POSSESSED;
City Planner Manqué Still Thinks Tall
BY DAVID COLMAN
EVEN the most painstakingly accurate map
is at heart a phony. It presents itself
as passive, just attempting to define, to
delineate. Meanwhile it is furtively, actively
striving to corral with boundaries, crisscross
with roads, create with lines.
Visitors to the storied Restaurant Florent
in the meatpacking district of Manhattan
might not grasp such lofty fine points from
the maps lining the bistro's walls. Since
the city names are obscured (Is that Rotterdam?),
it's tough to grasp anything about them at
all.
A suite of maps in the SoHo apartment of
Florent Morellet, the bistro's owner, is
even more baffling. With nothing more than
the sinuous contours of the Seine in common,
the six maps are actually fantasy metropolises:
one in the Midwestern United States, one
in central Africa, one of Paris after World
War III. They were meticulously created in
obsessive-compulsive fits by Mr. Morellet,
who has been poring over maps since he was
a child in Paris.
But a career in city planning, briefly envisioned
when he was studying at Central London Polytechnic
in the early 1970's, was not to be. ''Fourteen
of the 15 students were very P.C. and green
and anti-skyscraper,'' he recalled. ''And
here I was, who thought that Paris was boring,
too flat.'' His proposition that there should
be a skyscraper at each of Paris's great
radial intersections was not met with open
arms.
In 1978 Mr. Morellet fled Europe for Skyscraper
Central and has been content ever since.
He even did a little city planning, opening
Florent 20 years ago in what was then a fringe
neighborhood known for meat carcasses and
leather bars. It reminded him of Les Halles,
the Parisian late-night marketplace, which
was famously demolished in the 70's and replaced
with what he calls ''one of the worst urban
renewal projects in the world.''
With the ghost of Les Halles in mind, it
makes sense that he would spearhead efforts
to protect the low-rise meatpacking district
and the derelict High Line viaduct adjacent
to it. Still, he is torn at having gone to
court in 2002 to stop a tower designed by
Jean Nouvel, his countryman, from going up
a block from his restaurant.
''I've found myself fighting the fabulous
skyscrapers I love,'' Mr. Morellet said resignedly
of his odd local-hero status. On Saturday
a benefit to preserve the district and the
viaduct is to be given in his honor at the
nightclub Roxy. ''A city should have mountains,
but it should have valleys as well.''
So his favorite possession is somewhat ironic,
or at least made of iron. It is an antique
model of the Flatiron Building, the 1902
tower that went up at the intersection of
23rd Street, Fifth Avenue and Broadway, then
a major crossroads. Its revolutionary steel
frame wrapped with a curtain wall of limestone
changed skyscraper construction forever.
The Flatiron's place in history may be the
reason the eight-and-a-quarter-inch model
cost so much -- almost $800 -- in the 80's
at the vintage-design shop Lost City Arts.
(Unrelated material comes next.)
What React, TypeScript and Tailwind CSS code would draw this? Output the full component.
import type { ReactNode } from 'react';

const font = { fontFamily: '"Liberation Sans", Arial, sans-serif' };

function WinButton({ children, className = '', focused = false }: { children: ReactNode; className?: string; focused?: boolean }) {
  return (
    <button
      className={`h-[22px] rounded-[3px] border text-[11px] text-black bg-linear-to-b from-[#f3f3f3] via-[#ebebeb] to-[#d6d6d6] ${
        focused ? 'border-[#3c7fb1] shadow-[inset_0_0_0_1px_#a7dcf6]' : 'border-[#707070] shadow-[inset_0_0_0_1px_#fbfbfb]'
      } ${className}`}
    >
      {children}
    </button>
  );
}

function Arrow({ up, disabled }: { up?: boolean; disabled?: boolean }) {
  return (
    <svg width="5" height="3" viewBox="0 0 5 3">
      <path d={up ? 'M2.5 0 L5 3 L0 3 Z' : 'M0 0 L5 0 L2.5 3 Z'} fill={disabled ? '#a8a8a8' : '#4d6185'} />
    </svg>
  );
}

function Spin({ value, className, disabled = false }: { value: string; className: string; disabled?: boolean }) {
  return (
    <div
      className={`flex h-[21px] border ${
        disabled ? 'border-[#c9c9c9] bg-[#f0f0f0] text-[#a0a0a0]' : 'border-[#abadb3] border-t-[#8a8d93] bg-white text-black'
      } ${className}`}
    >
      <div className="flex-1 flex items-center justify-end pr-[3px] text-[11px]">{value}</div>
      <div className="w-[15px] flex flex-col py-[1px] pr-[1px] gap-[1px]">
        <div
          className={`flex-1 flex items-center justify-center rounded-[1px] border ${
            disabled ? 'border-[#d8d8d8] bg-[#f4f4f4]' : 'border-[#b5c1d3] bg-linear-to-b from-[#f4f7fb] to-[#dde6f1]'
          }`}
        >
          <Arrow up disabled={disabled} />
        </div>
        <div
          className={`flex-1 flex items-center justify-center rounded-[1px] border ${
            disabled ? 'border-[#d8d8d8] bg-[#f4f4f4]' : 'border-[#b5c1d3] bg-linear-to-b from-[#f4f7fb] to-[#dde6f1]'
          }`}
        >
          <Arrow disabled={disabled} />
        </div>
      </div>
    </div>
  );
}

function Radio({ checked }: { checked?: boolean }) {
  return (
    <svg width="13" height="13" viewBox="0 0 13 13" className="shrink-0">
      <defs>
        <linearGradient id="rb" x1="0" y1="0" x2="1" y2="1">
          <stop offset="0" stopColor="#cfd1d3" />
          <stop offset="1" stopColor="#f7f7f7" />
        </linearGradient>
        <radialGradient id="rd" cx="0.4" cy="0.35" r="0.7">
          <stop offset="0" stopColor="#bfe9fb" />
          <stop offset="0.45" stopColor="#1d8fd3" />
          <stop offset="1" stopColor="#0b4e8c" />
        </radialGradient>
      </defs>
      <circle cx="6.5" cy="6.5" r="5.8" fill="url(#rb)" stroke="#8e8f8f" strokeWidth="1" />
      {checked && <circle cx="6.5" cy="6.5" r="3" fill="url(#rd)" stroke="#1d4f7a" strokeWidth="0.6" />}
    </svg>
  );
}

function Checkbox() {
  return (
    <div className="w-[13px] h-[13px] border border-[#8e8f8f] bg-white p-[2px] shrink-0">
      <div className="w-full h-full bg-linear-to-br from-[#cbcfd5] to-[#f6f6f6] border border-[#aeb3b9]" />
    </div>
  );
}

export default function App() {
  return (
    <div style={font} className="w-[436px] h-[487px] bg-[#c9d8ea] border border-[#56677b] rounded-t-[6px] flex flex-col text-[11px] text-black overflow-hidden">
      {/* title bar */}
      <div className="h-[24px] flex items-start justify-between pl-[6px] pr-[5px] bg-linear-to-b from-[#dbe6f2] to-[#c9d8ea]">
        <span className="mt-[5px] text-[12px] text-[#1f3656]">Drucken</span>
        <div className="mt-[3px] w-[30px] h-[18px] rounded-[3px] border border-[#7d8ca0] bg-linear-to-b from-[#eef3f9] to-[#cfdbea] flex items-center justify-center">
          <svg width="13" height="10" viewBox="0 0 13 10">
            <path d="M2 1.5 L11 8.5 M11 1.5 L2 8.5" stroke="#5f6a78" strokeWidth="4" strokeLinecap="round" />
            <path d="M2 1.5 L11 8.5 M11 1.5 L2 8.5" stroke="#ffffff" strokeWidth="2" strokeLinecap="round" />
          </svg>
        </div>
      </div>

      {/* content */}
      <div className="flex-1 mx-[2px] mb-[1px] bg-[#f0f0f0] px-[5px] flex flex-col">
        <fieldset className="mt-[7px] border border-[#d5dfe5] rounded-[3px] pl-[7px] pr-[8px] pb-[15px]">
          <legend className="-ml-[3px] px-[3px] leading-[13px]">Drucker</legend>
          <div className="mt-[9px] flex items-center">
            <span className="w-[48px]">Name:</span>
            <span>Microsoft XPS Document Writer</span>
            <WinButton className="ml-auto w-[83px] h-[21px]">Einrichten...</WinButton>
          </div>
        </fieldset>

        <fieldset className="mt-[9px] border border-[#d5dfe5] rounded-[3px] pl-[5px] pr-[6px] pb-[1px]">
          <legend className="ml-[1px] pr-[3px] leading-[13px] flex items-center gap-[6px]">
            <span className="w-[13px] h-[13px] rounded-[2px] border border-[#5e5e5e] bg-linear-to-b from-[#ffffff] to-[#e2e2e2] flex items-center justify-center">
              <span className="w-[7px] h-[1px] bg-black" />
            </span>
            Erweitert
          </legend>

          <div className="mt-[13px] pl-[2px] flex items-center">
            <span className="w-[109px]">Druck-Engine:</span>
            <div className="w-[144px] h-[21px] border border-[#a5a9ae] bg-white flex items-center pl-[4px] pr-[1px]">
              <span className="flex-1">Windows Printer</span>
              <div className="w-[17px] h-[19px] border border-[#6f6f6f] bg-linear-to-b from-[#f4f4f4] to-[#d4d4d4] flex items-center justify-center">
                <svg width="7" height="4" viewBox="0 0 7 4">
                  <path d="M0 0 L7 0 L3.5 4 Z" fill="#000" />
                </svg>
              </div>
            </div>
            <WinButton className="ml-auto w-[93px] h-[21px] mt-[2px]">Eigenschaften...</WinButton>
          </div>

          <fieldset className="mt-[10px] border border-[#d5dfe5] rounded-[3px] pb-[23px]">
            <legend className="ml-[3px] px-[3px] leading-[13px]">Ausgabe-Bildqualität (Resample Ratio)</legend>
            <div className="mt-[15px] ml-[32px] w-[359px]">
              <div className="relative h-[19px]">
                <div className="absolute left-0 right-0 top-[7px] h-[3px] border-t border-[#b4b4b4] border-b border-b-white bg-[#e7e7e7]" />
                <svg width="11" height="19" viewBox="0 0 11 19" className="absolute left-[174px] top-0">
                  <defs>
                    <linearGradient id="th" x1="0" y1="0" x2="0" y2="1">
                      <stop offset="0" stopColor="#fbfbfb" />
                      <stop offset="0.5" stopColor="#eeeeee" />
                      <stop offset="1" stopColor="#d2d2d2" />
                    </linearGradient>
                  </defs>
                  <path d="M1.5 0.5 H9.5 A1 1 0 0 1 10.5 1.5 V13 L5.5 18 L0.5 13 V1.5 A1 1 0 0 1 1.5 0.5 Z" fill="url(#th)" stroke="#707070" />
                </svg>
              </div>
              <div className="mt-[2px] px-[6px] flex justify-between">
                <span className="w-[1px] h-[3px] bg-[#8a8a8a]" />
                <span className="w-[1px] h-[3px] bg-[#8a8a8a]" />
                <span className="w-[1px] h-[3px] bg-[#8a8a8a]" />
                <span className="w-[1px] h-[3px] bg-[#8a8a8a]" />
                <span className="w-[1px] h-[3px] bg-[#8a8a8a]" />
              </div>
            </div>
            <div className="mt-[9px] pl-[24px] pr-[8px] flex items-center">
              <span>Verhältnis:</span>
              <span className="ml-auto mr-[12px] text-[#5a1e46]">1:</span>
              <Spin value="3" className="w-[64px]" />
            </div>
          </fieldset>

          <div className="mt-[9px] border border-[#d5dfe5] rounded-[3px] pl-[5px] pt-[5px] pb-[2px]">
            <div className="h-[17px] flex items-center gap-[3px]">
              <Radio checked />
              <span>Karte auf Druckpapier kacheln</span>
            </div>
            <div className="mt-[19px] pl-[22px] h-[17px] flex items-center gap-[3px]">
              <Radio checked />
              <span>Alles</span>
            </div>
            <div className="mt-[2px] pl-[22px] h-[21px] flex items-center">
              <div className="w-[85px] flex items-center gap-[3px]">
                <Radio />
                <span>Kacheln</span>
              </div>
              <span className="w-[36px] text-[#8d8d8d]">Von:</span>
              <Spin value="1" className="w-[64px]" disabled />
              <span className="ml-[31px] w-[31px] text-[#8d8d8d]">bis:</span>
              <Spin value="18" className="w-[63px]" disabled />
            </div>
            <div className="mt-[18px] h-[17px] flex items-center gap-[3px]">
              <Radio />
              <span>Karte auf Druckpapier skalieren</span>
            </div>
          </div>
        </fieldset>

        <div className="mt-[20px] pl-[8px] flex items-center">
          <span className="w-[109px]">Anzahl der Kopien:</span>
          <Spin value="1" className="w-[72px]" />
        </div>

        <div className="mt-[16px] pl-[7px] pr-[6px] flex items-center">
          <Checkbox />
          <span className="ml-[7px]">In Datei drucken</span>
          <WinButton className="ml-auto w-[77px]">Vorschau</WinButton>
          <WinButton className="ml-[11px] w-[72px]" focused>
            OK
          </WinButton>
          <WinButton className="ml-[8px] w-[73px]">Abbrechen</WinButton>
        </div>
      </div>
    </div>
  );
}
But its importance is not what interests
Mr. Morellet.
''I love it because it's absurd,'' he said.
''It's the great folly of location, location,
location. Economically it doesn't seem to
make sense, all those weirdly shaped triangular
floors.'' But its site and odd shape mean
that as you come down Fifth Avenue you can
experience the full 20 stories head on, which
is the case of almost no other skyscraper.
''It's so beautiful,'' he said.
The model harks back not just to Mr. Morellet's
childhood love of making tall buildings from
Legos but also to the early-20th-century
youth of the skyscraper, to what now seems
a simpler time, when buildings and the future
all seemed to be looking up.
But then, the future seems always to have
looked brighter in the past. The trick is
to appreciate the two, yet manage to live
in the present. There ought to be a map.